When Consul General Torkel Stiernlöf invited me to speak at the event alongside Berggren and Kayaoğlu I gladly accepted, since Palme and the Sweden of his time have an important place in my own story.
I have not read the other 22 books written about Palme, the leader of the social democrats between 1969 and 1986 and prime minister first between 1969 and 1976 and later between 1982 and 1986. I am, therefore, in no position to judge which is the best, but I can assure you that Berggren's book is an excellent study, not solely of Palme's story. The book, on the basis of meticulous research, portrays in rich detail the Sweden in which Palme was born and grew up, his personal and intellectual evolution, and his impact on the country in over 600 pages. I would like to thank Berggren personally for this work, which helps me after so many years to gain an insight into things I did not quite understand about 20th century Sweden while I lived there during the 1970s. I congratulate Kayaoğlu for his superb translation and the İş Bankası Publishers for venturing to invest in a book that may not become a bestseller. Prior to the Turkish edition, the book had appeared in Danish, Finnish, Norwegian and German and deserves to soon appear in English.
Social democrats have been in opposition in Sweden since 2006. But from 1917 to 2006 (with the exception of the periods between 1926 and 1932 and 1976 and 1982) they held power either in single party or coalition governments for a span of close to 80 years. They led the reforms that have made Sweden undoubtedly one of the world's most consolidated democracies and welfare states. They parted ways with the communists in 1917, refrained from socializing the means of production and replacing the market with a planned economy, and by taking advantage of parliamentary democracy adopted reforms that made Sweden increasingly free, equal and prosperous.
They were highly pragmatic. Against the party program that stipulated a republic, they refrained from abolishing the monarchy but legislated it into a symbolic institution. They changed their minds and joined the European Union in 1995. Despite their staunch secularism they waited until the year 2000 to separate state and church. Sweden may have been governed by a coalition of right-wing parties for the last six years, but its institutions are basically the ones put in place by the social democrats.
Olof Palme is undoubtedly the politician who put Sweden on the world stage. His political career began in 1954 at the age of 27 when he was discovered and appointed as an aide by the legendary Prime Minister Tage Erlander, who uninterruptedly served in that office for 23 years between 1946 and 1969. He became a cabinet member in 1963 and took over the party leadership and premiership in 1969.

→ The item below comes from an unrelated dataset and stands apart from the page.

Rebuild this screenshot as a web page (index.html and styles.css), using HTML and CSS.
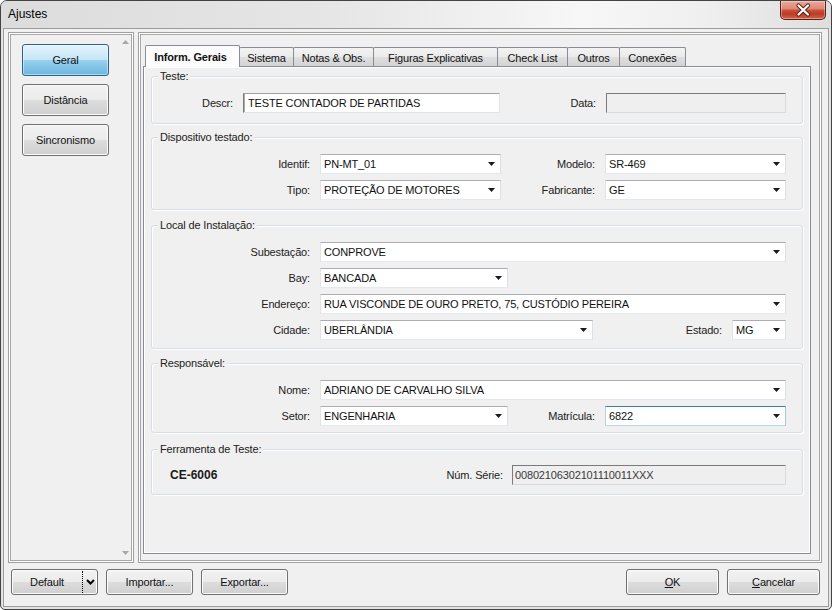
FILE: index.html
```html
<!DOCTYPE html>
<html lang="pt-BR">
<head>
<meta charset="utf-8">
<title>Ajustes</title>
<link rel="stylesheet" href="styles.css">
</head>
<body>
<div class="window">
  <div class="titlebar">
    <span class="title">Ajustes</span>
    <span class="close-btn">
      <svg width="44" height="18" viewBox="0 0 44 18"><path d="M17.5 4.5L27 13.5M27 4.5L17.5 13.5" stroke="#5b1c12" stroke-width="4.2" stroke-linecap="round"/><path d="M17.5 4.5L27 13.5M27 4.5L17.5 13.5" stroke="#ffffff" stroke-width="2.3" stroke-linecap="round"/></svg>
    </span>
  </div>
  <div class="client">
    <div class="main">
      <div class="panel nav">
        <div class="nav-buttons">
          <div class="btn nav-btn nav-btn-active">Geral</div>
          <div class="btn nav-btn">Distância</div>
          <div class="btn nav-btn">Sincronismo</div>
        </div>
        <div class="vscroll">
          <svg width="7" height="4" viewBox="0 0 7 4"><path d="M0 4H7L3.5 0Z" fill="#a8a8a8"/></svg>
          <svg width="7" height="4" viewBox="0 0 7 4"><path d="M0 0H7L3.5 4Z" fill="#a8a8a8"/></svg>
        </div>
      </div>
      <div class="panel content">
        <div class="tabs">
          <div class="tab tab-active t-inform">Inform. Gerais</div>
          <div class="tab t-sistema">Sistema</div>
          <div class="tab t-notas">Notas &amp; Obs.</div>
          <div class="tab t-figuras">Figuras Explicativas</div>
          <div class="tab t-check">Check List</div>
          <div class="tab t-outros">Outros</div>
          <div class="tab t-conexoes">Conexões</div>
        </div>
        <div class="page">
          <div class="group g1">
            <div class="legend">Teste:</div>
            <div class="row">
              <span class="lbl w-descr">Descr:</span>
              <div class="edit w-descr-in"><span class="val">TESTE CONTADOR DE PARTIDAS</span></div>
              <span class="lbl w-data">Data:</span>
              <div class="edit disabled w-data-in"></div>
            </div>
          </div>

          <div class="group g2">
            <div class="legend">Dispositivo testado:</div>
            <div class="row">
              <span class="lbl w-main">Identif:</span>
              <div class="combo w-half"><span class="val">PN-MT_01</span><span class="dd"><svg width="7" height="4" viewBox="0 0 7 4"><path d="M0 0H7L3.5 4Z" fill="#1a1a1a"/></svg></span></div>
              <span class="lbl w-right">Modelo:</span>
              <div class="combo w-half"><span class="val">SR-469</span><span class="dd"><svg width="7" height="4" viewBox="0 0 7 4"><path d="M0 0H7L3.5 4Z" fill="#1a1a1a"/></svg></span></div>
            </div>
            <div class="row">
              <span class="lbl w-main">Tipo:</span>
              <div class="combo w-half"><span class="val">PROTEÇÃO DE MOTORES</span><span class="dd"><svg width="7" height="4" viewBox="0 0 7 4"><path d="M0 0H7L3.5 4Z" fill="#1a1a1a"/></svg></span></div>
              <span class="lbl w-right">Fabricante:</span>
              <div class="combo w-half"><span class="val">GE</span><span class="dd"><svg width="7" height="4" viewBox="0 0 7 4"><path d="M0 0H7L3.5 4Z" fill="#1a1a1a"/></svg></span></div>
            </div>
          </div>

          <div class="group g3">
            <div class="legend">Local de Instalação:</div>
            <div class="row">
              <span class="lbl w-main">Subestação:</span>
              <div class="combo w-full"><span class="val">CONPROVE</span><span class="dd"><svg width="7" height="4" viewBox="0 0 7 4"><path d="M0 0H7L3.5 4Z" fill="#1a1a1a"/></svg></span></div>
            </div>
            <div class="row">
              <span class="lbl w-main">Bay:</span>
              <div class="combo w-short"><span class="val">BANCADA</span><span class="dd"><svg width="7" height="4" viewBox="0 0 7 4"><path d="M0 0H7L3.5 4Z" fill="#1a1a1a"/></svg></span></div>
            </div>
            <div class="row">
              <span class="lbl w-main">Endereço:</span>
              <div class="combo w-full"><span class="val">RUA VISCONDE DE OURO PRETO, 75, CUSTÓDIO PEREIRA</span><span class="dd"><svg width="7" height="4" viewBox="0 0 7 4"><path d="M0 0H7L3.5 4Z" fill="#1a1a1a"/></svg></span></div>
            </div>
            <div class="row">
              <span class="lbl w-main">Cidade:</span>
              <div class="combo w-cidade"><span class="val">UBERLÂNDIA</span><span class="dd"><svg width="7" height="4" viewBox="0 0 7 4"><path d="M0 0H7L3.5 4Z" fill="#1a1a1a"/></svg></span></div>
              <span class="lbl w-estado">Estado:</span>
              <div class="combo w-uf"><span class="val">MG</span><span class="dd"><svg width="7" height="4" viewBox="0 0 7 4"><path d="M0 0H7L3.5 4Z" fill="#1a1a1a"/></svg></span></div>
            </div>
          </div>

          <div class="group g4">
            <div class="legend">Responsável:</div>
            <div class="row">
              <span class="lbl w-main">Nome:</span>
              <div class="combo w-full"><span class="val">ADRIANO DE CARVALHO SILVA</span><span class="dd"><svg width="7" height="4" viewBox="0 0 7 4"><path d="M0 0H7L3.5 4Z" fill="#1a1a1a"/></svg></span></div>
            </div>
            <div class="row">
              <span class="lbl w-main">Setor:</span>
              <div class="combo w-short"><span class="val">ENGENHARIA</span><span class="dd"><svg width="7" height="4" viewBox="0 0 7 4"><path d="M0 0H7L3.5 4Z" fill="#1a1a1a"/></svg></span></div>
              <span class="lbl w-matricula">Matrícula:</span>
              <div class="combo focused w-half"><span class="val">6822</span><span class="dd"><svg width="7" height="4" viewBox="0 0 7 4"><path d="M0 0H7L3.5 4Z" fill="#1a1a1a"/></svg></span></div>
            </div>
          </div>

          <div class="group g5">
            <div class="legend">Ferramenta de Teste:</div>
            <div class="row">
              <span class="tool-name">CE-6006</span>
              <span class="lbl w-serie">Núm. Série:</span>
              <div class="edit disabled w-serie-in"><span class="val">00802106302101110011XXX</span></div>
            </div>
          </div>
        </div>
      </div>
    </div>
    <div class="footer">
      <div class="btn foot-btn split">
        <span class="split-label">Default</span>
        <span class="split-sep"></span>
        <span class="split-arrow"><svg width="9" height="6" viewBox="0 0 9 6"><path d="M1 1L4.5 4.5L8 1" fill="none" stroke="#000" stroke-width="2"/></svg></span>
      </div>
      <div class="btn foot-btn">Importar...</div>
      <div class="btn foot-btn">Exportar...</div>
      <div class="footer-spacer"></div>
      <div class="btn foot-btn-wide"><span><u>O</u>K</span></div>
      <div class="btn foot-btn-wide"><span><u>C</u>ancelar</span></div>
    </div>
  </div>
</div>
</body>
</html>
```
FILE: styles.css
```css
* { box-sizing: border-box; }
html, body { margin: 0; padding: 0; }
body {
  width: 832px;
  height: 610px;
  overflow: hidden;
  background: #ffffff;
  font-family: "Liberation Sans", Arial, sans-serif;
  font-size: 11px;
  letter-spacing: -0.15px;
  color: #222222;
}

/* window frame */
.window {
  width: 832px;
  height: 610px;
  border: 1px solid #434343;
  border-radius: 7px 7px 5px 5px;
  background: #e3e3e3;
  display: flex;
  flex-direction: column;
  overflow: hidden;
}
.titlebar {
  height: 27px;
  flex: none;
  display: flex;
  align-items: flex-start;
  padding: 0 5px 0 7px;
  background: linear-gradient(90deg, #dcdcdc 0%, #e6e6e6 40%, #f7f7f7 70%, #efefef 85%, #dedede 100%);
}
.title {
  line-height: 27px;
  font-size: 12px;
  letter-spacing: 0;
  color: #000;
}
.close-btn {
  margin-left: auto;
  width: 46px;
  height: 19px;
  border: 1px solid #5a2118;
  border-top: none;
  border-radius: 0 0 5px 5px;
  background: linear-gradient(180deg, #eba99a 0%, #dc8a77 42%, #c9503a 52%, #bd3a24 72%, #d4654b 100%);
  box-shadow: inset 0 0 0 1px rgba(255, 255, 255, 0.35);
  display: flex;
  align-items: center;
  justify-content: center;
}
.client {
  flex: 1;
  margin: 0 2px 2px;
  border: 1px solid #9c9c9c;
  background: #f0f0f0;
  display: flex;
  flex-direction: column;
}

/* main area */
.main {
  display: flex;
  gap: 4px;
  height: 531px;
  margin-top: 3px;
  padding-left: 4px;
  flex: none;
}
.panel {
  border: 1px solid #a0a0a0;
  box-shadow: inset 0 0 0 1px #ffffff, inset 0 0 0 2px #a8a8a8;
}
.nav {
  width: 126px;
  display: flex;
  padding-right: 2px;
}
.nav-buttons {
  flex: 1;
  display: flex;
  flex-direction: column;
  gap: 8px;
  padding: 11px 0 0 13px;
}
.vscroll {
  width: 11px;
  display: flex;
  flex-direction: column;
  justify-content: space-between;
  align-items: center;
  padding: 7px 0;
}
.vscroll svg { display: block; }

/* buttons */
.btn {
  border: 1px solid #707070;
  border-radius: 3px;
  background: linear-gradient(180deg, #f2f2f2 0%, #ebebeb 49%, #dddddd 50%, #cfcfcf 100%);
  box-shadow: inset 0 0 0 1px #fbfbfb;
  display: flex;
  align-items: center;
  justify-content: center;
  color: #111;
  white-space: nowrap;
}
.nav-btn {
  width: 87px;
  height: 32px;
}
.nav-btn-active {
  border-color: #2c628b;
  background: linear-gradient(180deg, #e5f4fc 0%, #c4e5f6 49%, #98d1ef 50%, #6cb6de 100%);
  box-shadow: inset 0 0 0 1px rgba(255, 255, 255, 0.45);
}

/* tabs */
.content {
  width: 684px;
  padding: 12px 10px 8px 4px;
  display: flex;
  flex-direction: column;
}
.tabs {
  display: flex;
  align-items: flex-end;
  height: 21px;
  padding-left: 2px;
  flex: none;
}
.tab {
  height: 19px;
  border: 1px solid #898c95;
  border-bottom: none;
  border-radius: 2px 2px 0 0;
  margin-left: -1px;
  padding-top: 1px;
  background: linear-gradient(180deg, #f3f3f3 0%, #ebebeb 49%, #dfdfdf 50%, #d3d3d3 100%);
  display: flex;
  align-items: center;
  justify-content: center;
  white-space: nowrap;
  color: #111;
}
.tab-active {
  height: 22px;
  margin-left: 0;
  margin-bottom: -1px;
  padding-top: 0;
  padding-right: 4px;
  background: #fcfcfc;
  font-weight: bold;
  position: relative;
  z-index: 1;
}
.t-inform { width: 95px; }
.t-sistema { width: 55px; }
.t-notas { width: 81px; }
.t-figuras { width: 125px; }
.t-check { width: 71px; }
.t-outros { width: 53px; }
.t-conexoes { width: 67px; }

.page {
  height: 488px;
  border: 1px solid #898c95;
  box-shadow: inset 0 0 0 1px #ffffff;
  background: #f0f0f0;
  padding: 0 7px;
  display: flex;
  flex-direction: column;
  flex: none;
}

/* group boxes */
.group {
  display: flex;
  flex-direction: column;
  flex: none;
  border: 1px solid #d5dfe5;
  border-radius: 3px;
  box-shadow: inset 1px 1px 0 #ffffff, 1px 1px 0 #ffffff;
}
.legend {
  align-self: flex-start;
  margin: -7px 0 0 6px;
  padding: 0 2px;
  height: 13px;
  line-height: 13px;
  background: #f0f0f0;
  white-space: nowrap;
}
.g1 { margin-top: 9px; padding-bottom: 10px; }
.g2 { margin-top: 13px; padding-bottom: 9px; }
.g3 { margin-top: 15px; padding-bottom: 8px; }
.g4 { margin-top: 14px; padding-bottom: 6px; }
.g5 { margin-top: 16px; padding-bottom: 9px; }

.row {
  display: flex;
  align-items: center;
  height: 20px;
  margin-top: 6px;
  flex: none;
}
.legend + .row { margin-top: 10px; }
.g5 .legend + .row { margin-top: 9px; }

.lbl {
  flex: none;
  text-align: right;
  margin-right: 10px;
  white-space: nowrap;
}
.w-descr { width: 81px; }
.w-data { width: 96px; }
.w-main { width: 158px; }
.w-right { width: 94px; }
.w-estado { width: 129px; }
.w-matricula { width: 87px; }
.w-serie { width: 183px; margin-right: 9px; }

.tool-name {
  flex: none;
  width: 168px;
  padding-left: 18px;
  font-size: 12px;
  font-weight: bold;
  letter-spacing: 0;
  color: #1a1a1a;
}

/* inputs */
.combo, .edit {
  flex: none;
  height: 20px;
  background: #ffffff;
  border: 1px solid;
  display: flex;
  align-items: center;
  color: #111;
  white-space: nowrap;
  overflow: hidden;
}
.combo {
  border-color: #abadb3 #dbdfe6 #e3e9ef #e2e3ea;
}
.combo.focused {
  border-color: #3d7bad #a4c9e3 #b7d9ed #b5cfe7;
}
.combo .val {
  flex: 1;
  padding-left: 3px;
  overflow: hidden;
}
.dd {
  width: 17px;
  height: 18px;
  display: flex;
  align-items: center;
  justify-content: center;
  flex: none;
}
.dd svg { display: block; }
.edit {
  border-color: #a0a0a0 #e3e3e3 #e3e3e3 #7c7c7c;
  box-shadow: inset 1px 0 0 #a8a8a8;
}
.edit .val { padding-left: 4px; }
.edit.disabled {
  background: #efefef;
  border-color: #7a7a7a #dadada #dadada #7a7a7a;
  box-shadow: none;
  color: #3a3a3a;
}
.edit.disabled .val { padding-left: 2px; }

.w-descr-in { width: 257px; }
.w-data-in { width: 180px; }
.w-half { width: 181px; }
.w-full { width: 466px; }
.w-short { width: 188px; }
.w-cidade { width: 273px; }
.w-uf { width: 54px; }
.w-serie-in { width: 274px; }

/* footer */
.footer {
  display: flex;
  height: 26px;
  margin-top: 6px;
  padding: 0 8px 0 7px;
  gap: 8px;
  flex: none;
}
.foot-btn { width: 87px; height: 26px; }
.foot-btn-wide { width: 93px; height: 26px; }
.footer-spacer { flex: 1; }
.split { justify-content: flex-start; }
.split-label {
  width: 70px;
  text-align: center;
}
.split-sep {
  width: 0;
  height: 22px;
  border-left: 1px dotted #000;
}
.split-arrow {
  width: 14px;
  display: flex;
  align-items: center;
  justify-content: center;
}
.split-arrow svg { display: block; }
u { text-decoration: underline; text-underline-offset: 1px; }
```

Palme's place in my story began when, as a member of the radical leftist student movement, I had to flee Turkey soon after the second military coup in 1971 and applied for political asylum in Sweden. At the time I received a Swedish alien's passport, in the fall of 1972, these were, roughly, my thoughts: Marxism showed the way for mankind in theory, but its practice -- especially in Turkey -- was dismal. I was ready to take a fresh look at it. Nine years later, when I returned home to Turkey for good, I had converted into a liberal social democrat of the Palme kind. That is why I often joke about Sweden being the laundry machine of the world, which takes in radicals and turns out liberals.
My conversion was surely aided by the Swedish welfare state giving me the opportunity to put my life in order and to resume academic studies towards a doctoral degree in political science at Stockholm University under the supervision of Tomas Hammar, Sweden's first migration studies professor -- now retired -- who still thinks that I often over-idealize Sweden. Besides the Swedish social democrats' most successful implementation of functional socialism, Olof Palme's resolute stand against both communist and fascist dictatorships, in support of people's struggles against imperialist aggression, and his staunch belief that we can make the world a better place have impressed me a lot.
Soon after midnight on Feb. 28, 1986, my friend Yavuz Baydar, then still living in Stockholm, called to give me the terrible news: Palme had been assassinated. I was truly shaken. I had not, unfortunately, had an opportunity to meet him personally; I had only come across him on the Stockholm subway. I have personally met and interviewed on several occasions Anna Lindh, Sweden's foreign minister, and likely prime minister if she had survived assassination in 2003. I am angry with Sweden and the Swedes, to whom I owe so much, for failing to protect their best leaders.